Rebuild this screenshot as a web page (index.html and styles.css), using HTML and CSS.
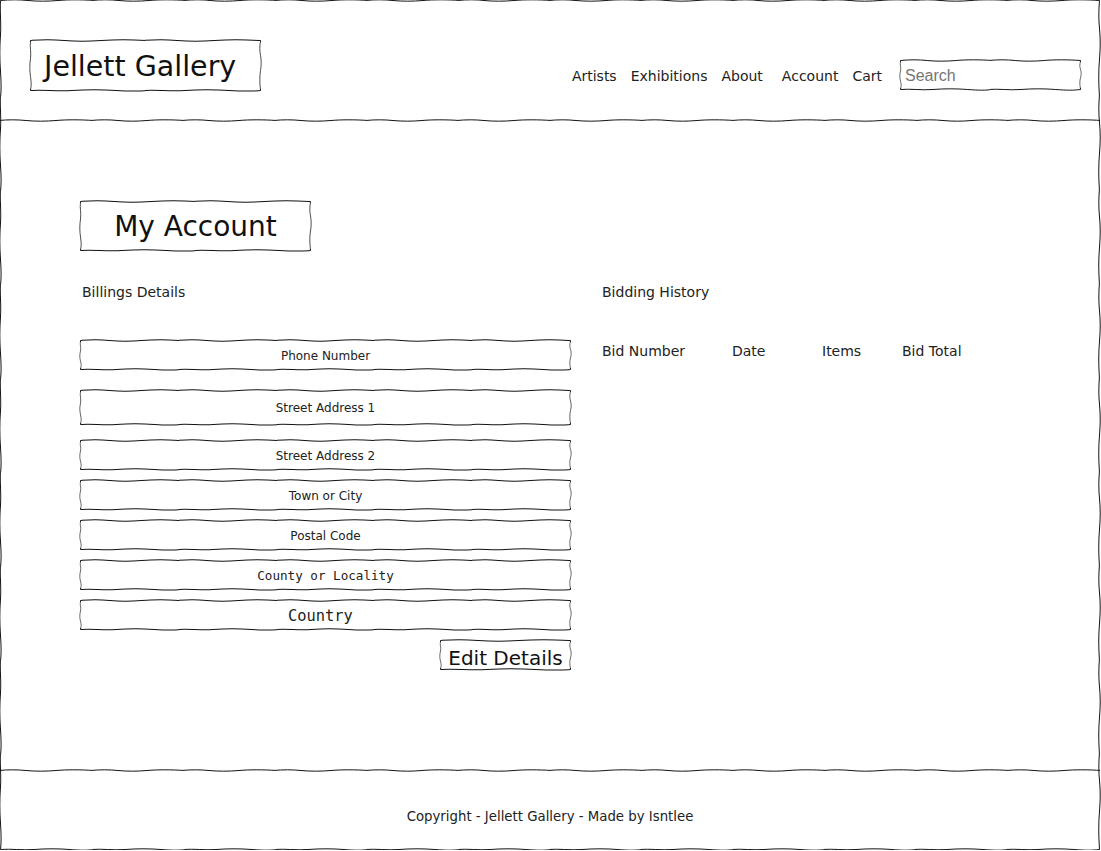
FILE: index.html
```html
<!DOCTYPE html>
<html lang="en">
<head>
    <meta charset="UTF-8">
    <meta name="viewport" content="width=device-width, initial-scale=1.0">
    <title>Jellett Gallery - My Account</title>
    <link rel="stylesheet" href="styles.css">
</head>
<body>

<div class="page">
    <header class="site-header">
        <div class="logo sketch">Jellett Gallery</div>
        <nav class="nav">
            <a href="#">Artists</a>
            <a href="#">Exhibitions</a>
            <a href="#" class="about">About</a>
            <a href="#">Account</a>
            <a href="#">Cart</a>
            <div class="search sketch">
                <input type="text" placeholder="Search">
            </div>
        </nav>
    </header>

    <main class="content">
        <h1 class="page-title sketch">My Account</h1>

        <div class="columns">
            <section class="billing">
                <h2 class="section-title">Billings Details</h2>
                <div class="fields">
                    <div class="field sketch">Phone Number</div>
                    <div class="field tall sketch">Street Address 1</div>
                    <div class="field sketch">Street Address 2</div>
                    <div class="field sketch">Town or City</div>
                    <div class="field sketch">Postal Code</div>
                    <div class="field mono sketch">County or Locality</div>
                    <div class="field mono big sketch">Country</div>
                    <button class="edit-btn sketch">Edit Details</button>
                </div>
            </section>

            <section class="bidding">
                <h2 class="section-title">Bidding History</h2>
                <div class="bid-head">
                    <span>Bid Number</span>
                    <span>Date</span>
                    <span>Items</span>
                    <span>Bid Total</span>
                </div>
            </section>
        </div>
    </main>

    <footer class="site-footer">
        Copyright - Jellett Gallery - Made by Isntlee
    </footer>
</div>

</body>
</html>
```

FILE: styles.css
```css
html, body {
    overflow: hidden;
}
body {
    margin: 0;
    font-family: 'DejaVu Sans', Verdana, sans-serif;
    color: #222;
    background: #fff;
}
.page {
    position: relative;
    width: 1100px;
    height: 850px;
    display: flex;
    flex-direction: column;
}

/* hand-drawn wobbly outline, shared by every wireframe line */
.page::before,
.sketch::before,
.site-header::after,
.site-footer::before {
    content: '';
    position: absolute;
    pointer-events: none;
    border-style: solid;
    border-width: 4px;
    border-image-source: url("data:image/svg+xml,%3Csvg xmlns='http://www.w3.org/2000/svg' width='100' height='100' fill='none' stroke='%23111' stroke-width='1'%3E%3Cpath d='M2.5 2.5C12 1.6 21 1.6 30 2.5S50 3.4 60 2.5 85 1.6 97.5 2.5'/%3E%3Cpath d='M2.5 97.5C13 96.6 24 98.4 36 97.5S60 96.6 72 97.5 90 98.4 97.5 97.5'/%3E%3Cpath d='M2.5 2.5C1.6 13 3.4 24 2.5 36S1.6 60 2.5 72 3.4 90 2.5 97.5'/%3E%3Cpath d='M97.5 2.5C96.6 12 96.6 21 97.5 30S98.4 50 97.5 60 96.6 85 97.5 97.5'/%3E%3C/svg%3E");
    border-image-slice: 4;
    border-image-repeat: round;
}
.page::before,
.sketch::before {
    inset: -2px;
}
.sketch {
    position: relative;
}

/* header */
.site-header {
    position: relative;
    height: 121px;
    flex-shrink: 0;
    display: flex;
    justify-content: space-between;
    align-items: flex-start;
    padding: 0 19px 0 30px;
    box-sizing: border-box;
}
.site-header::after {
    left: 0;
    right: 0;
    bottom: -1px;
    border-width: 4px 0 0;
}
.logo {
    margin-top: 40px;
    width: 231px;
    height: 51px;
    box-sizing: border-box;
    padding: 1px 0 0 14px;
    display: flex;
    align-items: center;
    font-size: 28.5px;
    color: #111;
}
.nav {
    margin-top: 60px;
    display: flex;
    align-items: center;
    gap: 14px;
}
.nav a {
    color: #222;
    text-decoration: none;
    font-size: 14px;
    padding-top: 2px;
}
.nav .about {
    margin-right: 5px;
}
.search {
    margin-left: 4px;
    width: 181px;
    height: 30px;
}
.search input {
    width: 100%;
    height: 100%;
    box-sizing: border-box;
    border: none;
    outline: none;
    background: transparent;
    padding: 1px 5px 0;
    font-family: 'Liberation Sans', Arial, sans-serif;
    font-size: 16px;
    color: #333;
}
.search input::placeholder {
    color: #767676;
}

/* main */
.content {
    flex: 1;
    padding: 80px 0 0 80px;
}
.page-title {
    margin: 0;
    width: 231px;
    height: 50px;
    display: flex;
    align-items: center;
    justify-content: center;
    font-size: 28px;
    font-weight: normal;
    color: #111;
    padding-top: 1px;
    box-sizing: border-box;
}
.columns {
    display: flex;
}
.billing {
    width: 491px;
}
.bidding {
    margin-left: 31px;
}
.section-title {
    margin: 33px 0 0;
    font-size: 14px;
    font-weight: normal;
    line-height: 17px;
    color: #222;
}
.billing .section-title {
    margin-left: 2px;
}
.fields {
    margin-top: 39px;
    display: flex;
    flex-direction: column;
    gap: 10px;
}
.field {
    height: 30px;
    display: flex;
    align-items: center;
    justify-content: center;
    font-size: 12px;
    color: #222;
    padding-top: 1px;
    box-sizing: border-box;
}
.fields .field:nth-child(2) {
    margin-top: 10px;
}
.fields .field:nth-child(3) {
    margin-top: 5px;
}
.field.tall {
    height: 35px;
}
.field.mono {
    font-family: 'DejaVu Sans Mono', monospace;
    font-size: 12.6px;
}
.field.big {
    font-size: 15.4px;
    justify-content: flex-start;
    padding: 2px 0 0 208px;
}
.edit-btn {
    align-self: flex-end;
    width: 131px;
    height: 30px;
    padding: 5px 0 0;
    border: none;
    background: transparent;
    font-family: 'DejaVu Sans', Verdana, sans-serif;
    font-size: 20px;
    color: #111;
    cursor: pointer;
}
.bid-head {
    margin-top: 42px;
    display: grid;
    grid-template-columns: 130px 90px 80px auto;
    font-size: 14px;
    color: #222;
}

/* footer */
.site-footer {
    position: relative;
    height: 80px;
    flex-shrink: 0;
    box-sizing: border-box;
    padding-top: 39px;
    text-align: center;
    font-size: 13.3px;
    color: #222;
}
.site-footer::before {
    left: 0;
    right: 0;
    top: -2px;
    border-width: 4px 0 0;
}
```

=======

> Job
All of the lines above should be retyped precisely, apart from the pictures.

> Response
Rebuild this screenshot as a web page (index.html and styles.css), using HTML and CSS.
FILE: index.html
```html
<!DOCTYPE html>
<html lang="en">
<head>
    <meta charset="UTF-8">
    <meta name="viewport" content="width=device-width, initial-scale=1.0">
    <title>Jellett Gallery - My Account</title>
    <link rel="stylesheet" href="styles.css">
</head>
<body>

<div class="page">
    <header class="site-header">
        <div class="logo sketch">Jellett Gallery</div>
        <nav class="nav">
            <a href="#">Artists</a>
            <a href="#">Exhibitions</a>
            <a href="#" class="about">About</a>
            <a href="#">Account</a>
            <a href="#">Cart</a>
            <div class="search sketch">
                <input type="text" placeholder="Search">
            </div>
        </nav>
    </header>

    <main class="content">
        <h1 class="page-title sketch">My Account</h1>

        <div class="columns">
            <section class="billing">
                <h2 class="section-title">Billings Details</h2>
                <div class="fields">
                    <div class="field sketch">Phone Number</div>
                    <div class="field tall sketch">Street Address 1</div>
                    <div class="field sketch">Street Address 2</div>
                    <div class="field sketch">Town or City</div>
                    <div class="field sketch">Postal Code</div>
                    <div class="field mono sketch">County or Locality</div>
                    <div class="field mono big sketch">Country</div>
                    <button class="edit-btn sketch">Edit Details</button>
                </div>
            </section>

            <section class="bidding">
                <h2 class="section-title">Bidding History</h2>
                <div class="bid-head">
                    <span>Bid Number</span>
                    <span>Date</span>
                    <span>Items</span>
                    <span>Bid Total</span>
                </div>
            </section>
        </div>
    </main>

    <footer class="site-footer">
        Copyright - Jellett Gallery - Made by Isntlee
    </footer>
</div>

</body>
</html>
```

FILE: styles.css
```css
html, body {
    overflow: hidden;
}
body {
    margin: 0;
    font-family: 'DejaVu Sans', Verdana, sans-serif;
    color: #222;
    background: #fff;
}
.page {
    position: relative;
    width: 1100px;
    height: 850px;
    display: flex;
    flex-direction: column;
}

/* hand-drawn wobbly outline, shared by every wireframe line */
.page::before,
.sketch::before,
.site-header::after,
.site-footer::before {
    content: '';
    position: absolute;
    pointer-events: none;
    border-style: solid;
    border-width: 4px;
    border-image-source: url("data:image/svg+xml,%3Csvg xmlns='http://www.w3.org/2000/svg' width='100' height='100' fill='none' stroke='%23111' stroke-width='1'%3E%3Cpath d='M2.5 2.5C12 1.6 21 1.6 30 2.5S50 3.4 60 2.5 85 1.6 97.5 2.5'/%3E%3Cpath d='M2.5 97.5C13 96.6 24 98.4 36 97.5S60 96.6 72 97.5 90 98.4 97.5 97.5'/%3E%3Cpath d='M2.5 2.5C1.6 13 3.4 24 2.5 36S1.6 60 2.5 72 3.4 90 2.5 97.5'/%3E%3Cpath d='M97.5 2.5C96.6 12 96.6 21 97.5 30S98.4 50 97.5 60 96.6 85 97.5 97.5'/%3E%3C/svg%3E");
    border-image-slice: 4;
    border-image-repeat: round;
}
.page::before,
.sketch::before {
    inset: -2px;
}
.sketch {
    position: relative;
}

/* header */
.site-header {
    position: relative;
    height: 121px;
    flex-shrink: 0;
    display: flex;
    justify-content: space-between;
    align-items: flex-start;
    padding: 0 19px 0 30px;
    box-sizing: border-box;
}
.site-header::after {
    left: 0;
    right: 0;
    bottom: -1px;
    border-width: 4px 0 0;
}
.logo {
    margin-top: 40px;
    width: 231px;
    height: 51px;
    box-sizing: border-box;
    padding: 1px 0 0 14px;
    display: flex;
    align-items: center;
    font-size: 28.5px;
    color: #111;
}
.nav {
    margin-top: 60px;
    display: flex;
    align-items: center;
    gap: 14px;
}
.nav a {
    color: #222;
    text-decoration: none;
    font-size: 14px;
    padding-top: 2px;
}
.nav .about {
    margin-right: 5px;
}
.search {
    margin-left: 4px;
    width: 181px;
    height: 30px;
}
.search input {
    width: 100%;
    height: 100%;
    box-sizing: border-box;
    border: none;
    outline: none;
    background: transparent;
    padding: 1px 5px 0;
    font-family: 'Liberation Sans', Arial, sans-serif;
    font-size: 16px;
    color: #333;
}
.search input::placeholder {
    color: #767676;
}

/* main */
.content {
    flex: 1;
    padding: 80px 0 0 80px;
}
.page-title {
    margin: 0;
    width: 231px;
    height: 50px;
    display: flex;
    align-items: center;
    justify-content: center;
    font-size: 28px;
    font-weight: normal;
    color: #111;
    padding-top: 1px;
    box-sizing: border-box;
}
.columns {
    display: flex;
}
.billing {
    width: 491px;
}
.bidding {
    margin-left: 31px;
}
.section-title {
    margin: 33px 0 0;
    font-size: 14px;
    font-weight: normal;
    line-height: 17px;
    color: #222;
}
.billing .section-title {
    margin-left: 2px;
}
.fields {
    margin-top: 39px;
    display: flex;
    flex-direction: column;
    gap: 10px;
}
.field {
    height: 30px;
    display: flex;
    align-items: center;
    justify-content: center;
    font-size: 12px;
    color: #222;
    padding-top: 1px;
    box-sizing: border-box;
}
.fields .field:nth-child(2) {
    margin-top: 10px;
}
.fields .field:nth-child(3) {
    margin-top: 5px;
}
.field.tall {
    height: 35px;
}
.field.mono {
    font-family: 'DejaVu Sans Mono', monospace;
    font-size: 12.6px;
}
.field.big {
    font-size: 15.4px;
    justify-content: flex-start;
    padding: 2px 0 0 208px;
}
.edit-btn {
    align-self: flex-end;
    width: 131px;
    height: 30px;
    padding: 5px 0 0;
    border: none;
    background: transparent;
    font-family: 'DejaVu Sans', Verdana, sans-serif;
    font-size: 20px;
    color: #111;
    cursor: pointer;
}
.bid-head {
    margin-top: 42px;
    display: grid;
    grid-template-columns: 130px 90px 80px auto;
    font-size: 14px;
    color: #222;
}

/* footer */
.site-footer {
    position: relative;
    height: 80px;
    flex-shrink: 0;
    box-sizing: border-box;
    padding-top: 39px;
    text-align: center;
    font-size: 13.3px;
    color: #222;
}
.site-footer::before {
    left: 0;
    right: 0;
    top: -2px;
    border-width: 4px 0 0;
}
```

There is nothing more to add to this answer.